There may be snow on the ground, but there’s still plenty of Ontario produce to enjoy! To share it all, on Sunday, January 26, local chefs and vendors from The Stop’s Farmers’ Market are throwing a Winter Sagra.

What’s a sagra? According to The Guardian, they’re Italy’s best-kept food secret. A sagra is a “festival organized to show off a local food or drink (or both), a sagra is a place where you’ll eat well – and learn.”

Sunday’s event will feature Carl Heinrich of Richmond Station, Dundas Park Kitchen, Evelyn’s Crackers, and Fisherfolk.

All are welcome to join us as we share seasonal recipes, offer free samples, and sell enough fresh produce to keep you full throughout the winter.

Hope to see you there!

 

“Reflecting on Winter at the Market”
By Cookie Roscoe
The Stop’s Farmers’ Market manager 

The Stop’s Farmers Market is the perfect place to see the magnificent range of food we share here in Ontario. Here, you’ll meet the farmers who grow and store food from our province’s lush summers, and you can be confident that you’re eating the very best, and supporting the actual people who produced it. In a cynical world where advertising succeeds in convincing us of uncertainty, it’s a huge relief to find a welcoming community working hard to be hopeful with you.

Our market draws on wide a circle of farms, some from as much as a 4-hour drive away. From one side of the province we have produce from Peterborough-area soils, and on the other you can taste the difference that being grown in Kitchener can make.

Every Saturday morning, all year long, farmers get up at crazy wee hours and load up different seasonal foods they’ve seeded, weeded, pruned, posted, and polled for us from as far as North of Parry Sound.
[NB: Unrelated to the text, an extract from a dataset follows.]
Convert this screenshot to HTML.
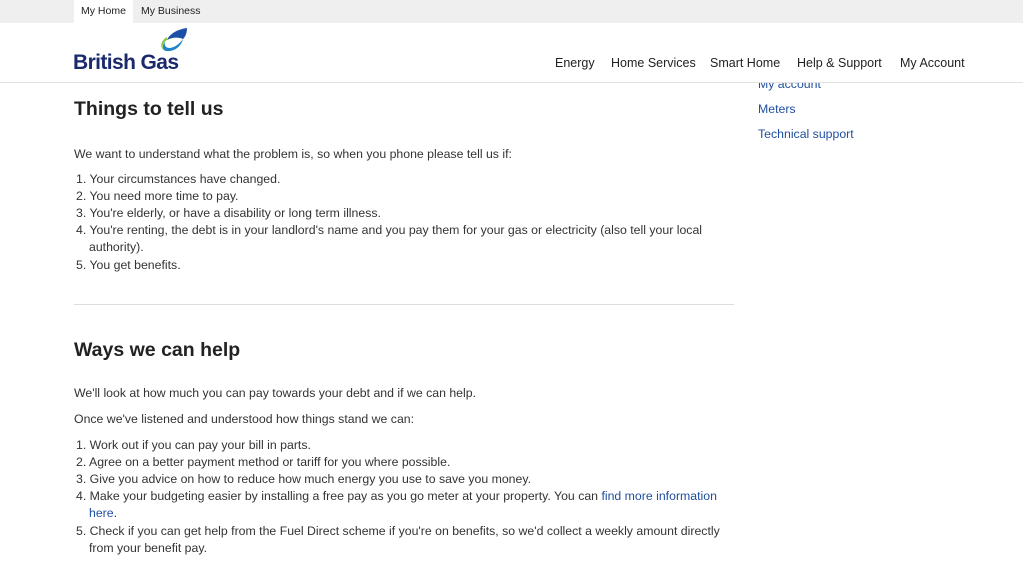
<!DOCTYPE html>
<html><head><meta charset="utf-8"><style>
*{margin:0;padding:0;box-sizing:border-box}
body{width:1023px;height:565px;overflow:hidden;background:#fff;font-family:"Liberation Sans",sans-serif;color:#333;position:relative}
.a{position:absolute;white-space:nowrap}
.t{font-size:12.3px;color:#333}
.h{font-size:19.5px;font-weight:bold;color:#222}
.l{color:#1f4fa0}
.nav{font-size:12.5px;color:#222;top:56px}
</style></head><body>
<div class="a" style="left:758px;top:77px;font-size:12.3px" ><span class="l">My account</span></div>
<div class="a l t" style="left:758px;top:102px">Meters</div>
<div class="a l t" style="left:758px;top:127px">Technical support</div>

<div class="a" style="left:0;top:0;width:1023px;height:23px;background:#efefef"></div>
<div class="a" style="left:74px;top:0;width:59px;height:23px;background:#fff"></div>
<div class="a" style="left:81px;top:5px;font-size:10.5px;color:#222">My Home</div>
<div class="a" style="left:141px;top:5px;font-size:10.5px;color:#222">My Business</div>
<div class="a" style="left:0;top:23px;width:1023px;height:60px;background:#fff;border-bottom:1px solid #e2e2e2"></div>
<svg class="a" style="left:157px;top:27px" width="32" height="30" viewBox="0 0 32 30">
<path d="M30 1 C22 2 13 6 10 13 C15 10 22 10 26 12 C29 9 30 5 30 1Z" fill="#1d4fa8"/>
<path d="M26 12 C24 20 17 25 9 24 C5 23 5 18 8 15 C7 19 9 21 13 21 C19 20 23 16 26 12Z" fill="#1e86c8"/>
<path d="M10 10 C3 14 2 22 9 24 C4 22 5 16 10 13Z" fill="#8cc63f"/>
</svg>
<div class="a" style="left:73px;top:51px;font-size:21px;font-weight:bold;color:#1b2a6b;letter-spacing:-0.6px">British Gas</div>
<div class="a nav" style="left:555px">Energy</div>
<div class="a nav" style="left:611px">Home Services</div>
<div class="a nav" style="left:710px">Smart Home</div>
<div class="a nav" style="left:797px">Help &amp; Support</div>
<div class="a nav" style="left:900px">My Account</div>

<div class="a h" style="left:74px;top:98px">Things to tell us</div>
<div class="a t" style="left:74px;top:147px">We want to understand what the problem is, so when you phone please tell us if:</div>
<div class="a t" style="left:76px;top:172px">1. Your circumstances have changed.</div>
<div class="a t" style="left:76px;top:189px">2. You need more time to pay.</div>
<div class="a t" style="left:76px;top:206px">3. You're elderly, or have a disability or long term illness.</div>
<div class="a t" style="left:76px;top:223px">4. You're renting, the debt is in your landlord's name and you pay them for your gas or electricity (also tell your local</div>
<div class="a t" style="left:89px;top:240px">authority).</div>
<div class="a t" style="left:76px;top:258px">5. You get benefits.</div>
<div class="a" style="left:74px;top:304px;width:660px;height:1px;background:#ddd"></div>
<div class="a h" style="left:74px;top:339px">Ways we can help</div>
<div class="a t" style="left:74px;top:386px">We'll look at how much you can pay towards your debt and if we can help.</div>
<div class="a t" style="left:74px;top:412px">Once we've listened and understood how things stand we can:</div>
<div class="a t" style="left:76px;top:438px">1. Work out if you can pay your bill in parts.</div>
<div class="a t" style="left:76px;top:455px">2. Agree on a better payment method or tariff for you where possible.</div>
<div class="a t" style="left:76px;top:472px">3. Give you advice on how to reduce how much energy you use to save you money.</div>
<div class="a t" style="left:76px;top:489px">4. Make your budgeting easier by installing a free pay as you go meter at your property. You can <span class="l">find more information</span></div>
<div class="a t l" style="left:89px;top:506px">here<span style="color:#333">.</span></div>
<div class="a t" style="left:76px;top:524px">5. Check if you can get help from the Fuel Direct scheme if you're on benefits, so we'd collect a weekly amount directly</div>
<div class="a t" style="left:89px;top:541px">from your benefit pay.</div>
</body></html>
By sorting and storing the richness of the farm all summer, our farmers are able to provide us with an amazing array of great eats all winter long.

Summer markets are about the fields, while winter markets draw from all over the farm. In summer, there’s fresh milk and pastured butter, but in winter, the healthy thing to do is to let milking animals go dry to prepare for birthing seasons, and to use up the feed stores put aside for them. That’s why there’s cheese, a product made during times of plenty to feed us in the off-season, and an excellent example of “Whole Farm” farming.

Winter is when it’s time to eat ethically raised meat, when the herd or flock have done all the carbon sequestration work they can and are now being fed in the barn from the dwindling hay and feed stocks. Grains were stored in grain bins, hay in the hay loft, and as stores run out its time to cull the herds and turn over flocks. Soups and stews are the order of the day, slow cooking in a warm kitchen over low heat is how to have a snout-to-tail affordable and healthy winter.

As the days, lengthen birds are cued by the sun to start laying eggs again and farmers are found in their greenhouses testing seed viability, washing trays and pots, and puttering around getting ready once more for the busy long days ahead. January is about dreaming, February is back to work!

Cookie’s Favourite Seasonal Winter Produce:

Kale
Squash
Leeks
Onions
Potatoes
Beets
Kholrabi
Sunchokes
Rutabaga
Daikon
Radishes
Cabbage
Chard

The Stop’s Farmers’ Market runs every Saturday, 8am to 12:30pm at Artscape Wychwood Barns, 601 Christie St.